A family of a Kenyan student in Canada Tevin Obiga has been hit with a Sh50 million medical bill. Tevin, a fourth-year computer engineering student, passed away last week at Winnipeg’s St Boniface Hospital.
Canadian politicians have since his death voiced their displeasure with the bill, urging the government to reinstate health insurance for international students.
It was disbanded by the Progressive Conservatives in March 2018.
“It’s a pretty low price to pay to make sure that students from abroad who study in Manitoba, who bring hundreds of millions of dollars with them, actually can get healthcare coverage when they need it,” Mr Lamont told CBC.
When Obiga’s family and members of Winnipeg’s African community received the exorbitant hospital bill, they were trying to raise $20,000 to fly Obiga’s remains to Kenya for burial.
The majority of the expenses were incurred over the course of a 43-day stay in intensive care.
The deceased’s mother, Lilian Ndiego, was granted a temporary visa to visit her son in February. Her application had previously been rejected.
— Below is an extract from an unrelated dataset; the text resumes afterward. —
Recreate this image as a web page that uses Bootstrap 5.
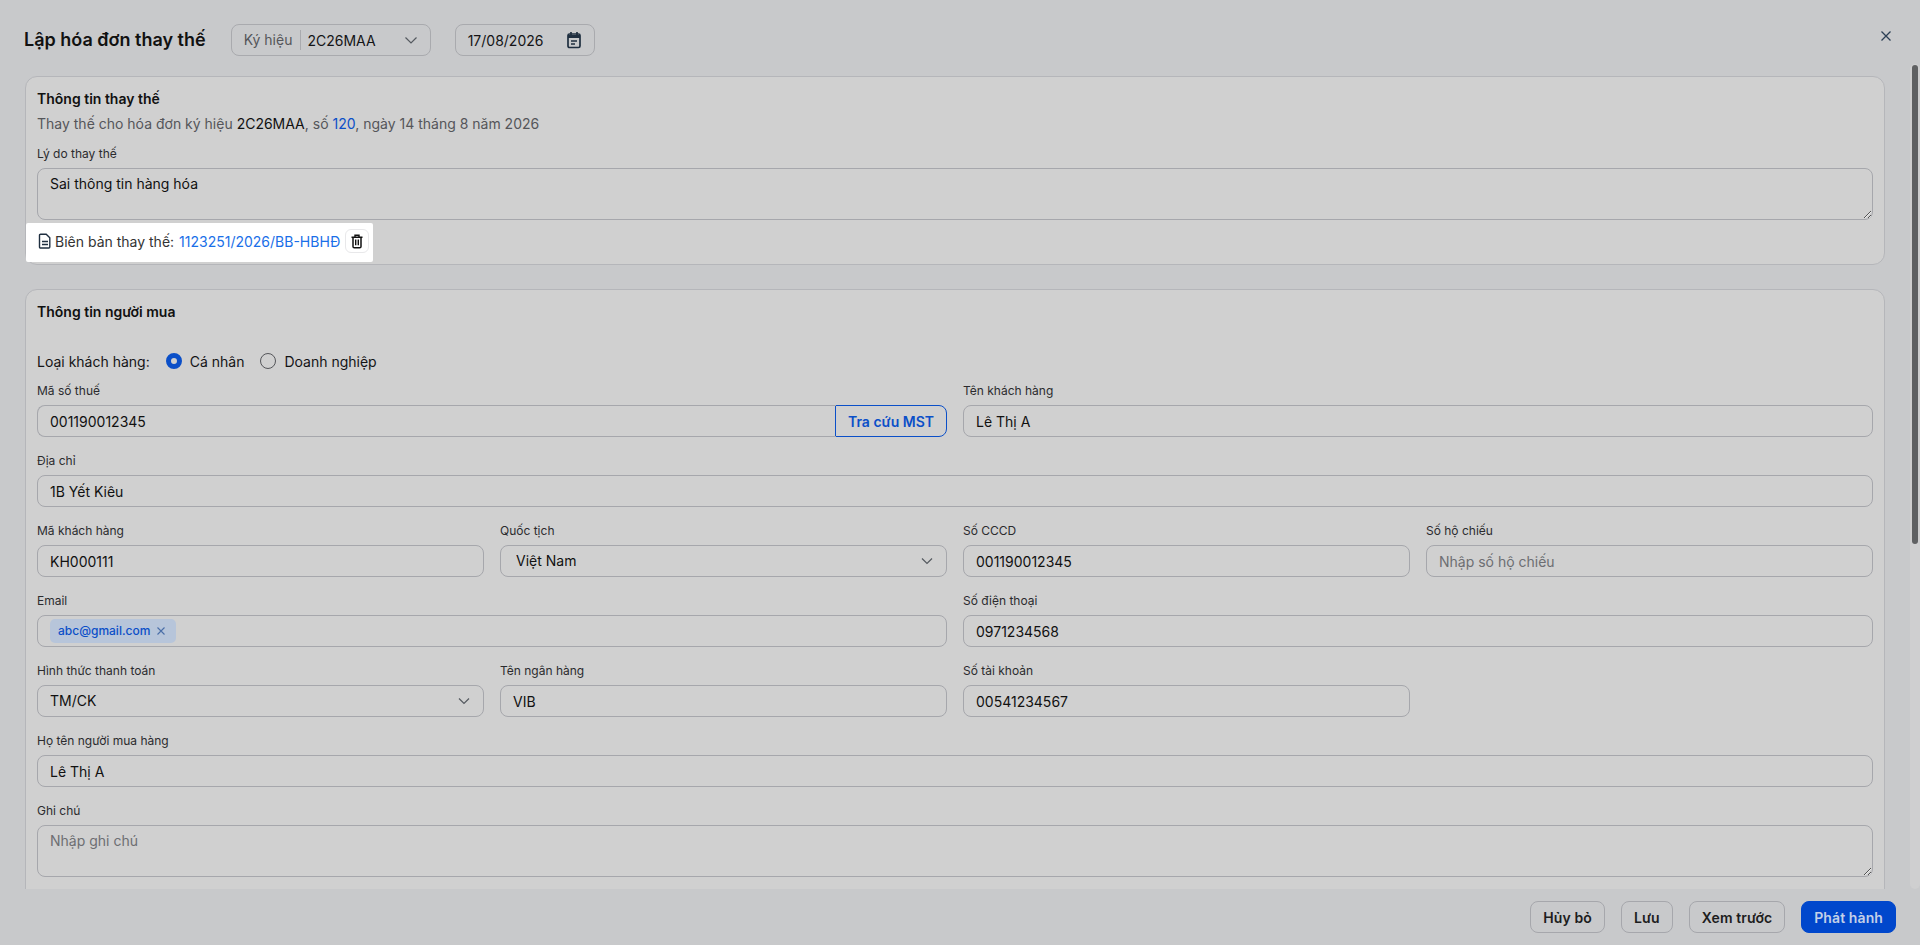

Her visa was approved two weeks later after “new information” was submitted in the second application by Immigration, Refugees and Citizenship Canada.
She told Radio Canada News that she had filed for a visa before, but that it had been denied by the Canadian High Commission in Kenya on February 15.
“I’m excited and I’m very grateful,” Ms Ndiego told the station then.
“I’m looking forward to going and seeing my son, and to giving him moral support.”
Tevin was “at great risk of imminent death,” a letter by the Kenya High Commission in Ottawa read, but there was still a slight possibility he might survive.
Tevin became unwell on January 13 and was taken to the health facility where the doctors performed a medical procedure on him. He did not wake up after the procedure.
He was transferred to the intensive care unit on January 19 and remained hooked up to multiple devices, including a lung bypass machine.
Dr Owen Mooney, who treated the departed, wrote three letters asking that Ms Ndiego be allowed to travel to Canada since “his condition is fast deteriorating.”
Tevin was on the utmost level of life support a patient could get, said Dr Mooney.
On February 4, Winnipeg South MP Terry Duguid sent his own letter to the Canadian High Commission in Kenya, expressing his support for her visa application.
Mr Duguid praised Ms Ndiego’s prior 20-year job as a social worker in the letter, writing that she has “a strong inclination to (return) to her duties and children, following her time in Canada.”